The same mode is used for scanning, incidentally, and while you can’t move around when in first-person, it’s a simple business to snap back to the standard perspective, and Team Ninja, being Team Ninja, has given Samus a handful of nice kung-fu melee moves, performed with simple button presses, to take down any fools who get in close. There’s even a dodge roll and some simple counters.

And it’s not all combat, thankfully. Even in the game’s early stages there’s plenty of exploration to be done amidst creepy, derelict environments, with dozens of dead ends that will presumably only be traversable at a later date.

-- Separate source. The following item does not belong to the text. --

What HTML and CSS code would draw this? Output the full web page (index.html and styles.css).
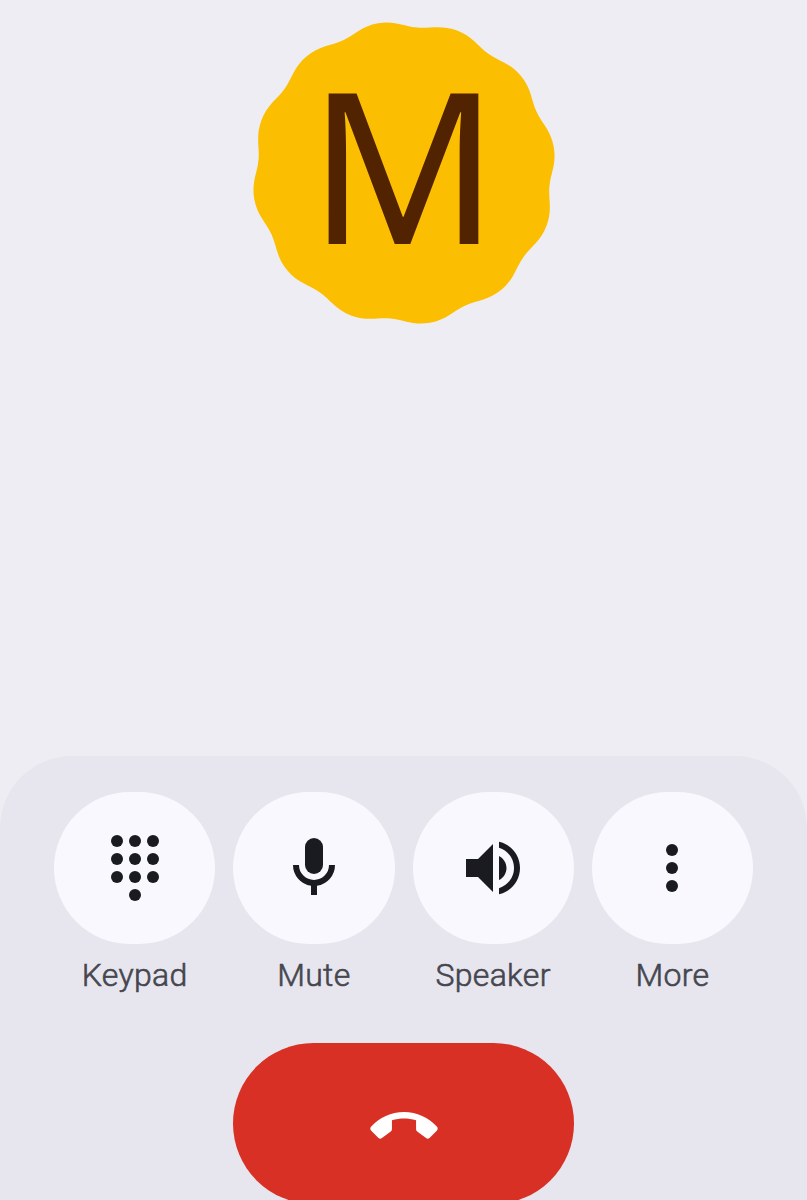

Within minutes of loading up, in fact, I was pleasantly lost, wall-jumping this way and that, morph-balling through little gaps to see if I could find any secrets, and meeting up with a few new friends.

This, perhaps, is the element of Other M that is hardest to judge at the moment. In its commitment to telling a deeper, more involving story on this outing, Team Ninja has thrown Samus together with a gaggle of futuristic soldiers who have come to investigate the same distress call. One of them, their leader by the looks of it, is someone that Samus once had a bit of a thing with back when she was in the army, too. Crikey.

That doesn’t mean you’re suddenly controlling a squad, but it does indicate that the lonely exploration which makes the series so satisfying is likely to be broken up with fairly regular moments when you huddle with the gang and try to work out what to do next – an early cut-scene even has the soldiers dispatched all around the space station, suggesting they’re the girders in a far more rigid level system.

Often, it has to be said, it works – the game’s first real boss battle, against a writhing purple beast built from hundreds of tiny bugs, sees your allies freezing chunks of his body while you then blast them apart with rockets – but it’s going to be interesting to see how much your new chums change the essence of the game.

Your old boyfriend, for starters, replaces the time-honoured system of finding your own kit upgrades as you go, by telling you instead, often rather curtly, when you’re authorised to use each of your existing weapons.

While it leads to classic character-revealing lines like, “We currently have no plans to authorise the use of Power Bombs,” – that one’s straight out of the West Wing – and it’s actually little more than a new coat of paint for the same old mechanic, it feels slightly less fulfilling. Instead of heading out on your own and stumbling across useful gadgets, you’re being told when and where you can play with your own toys. Samus is being kept down by The Man.

For the most part, though, the kinks in the ancient template are characterful and interesting, while to see a game returning to its roots with so many new ideas is extremely exciting. Glossy and glittering, Metroid: Other M is one of the prettiest Wii games you’ll probably ever see; from what Nintendo’s revealed so far, it looks like it could be one of the most satisfying – and, in its clash of design cultures, the most fascinating – as well.

Metroid: Other M is due out on Wii in Q3 2010.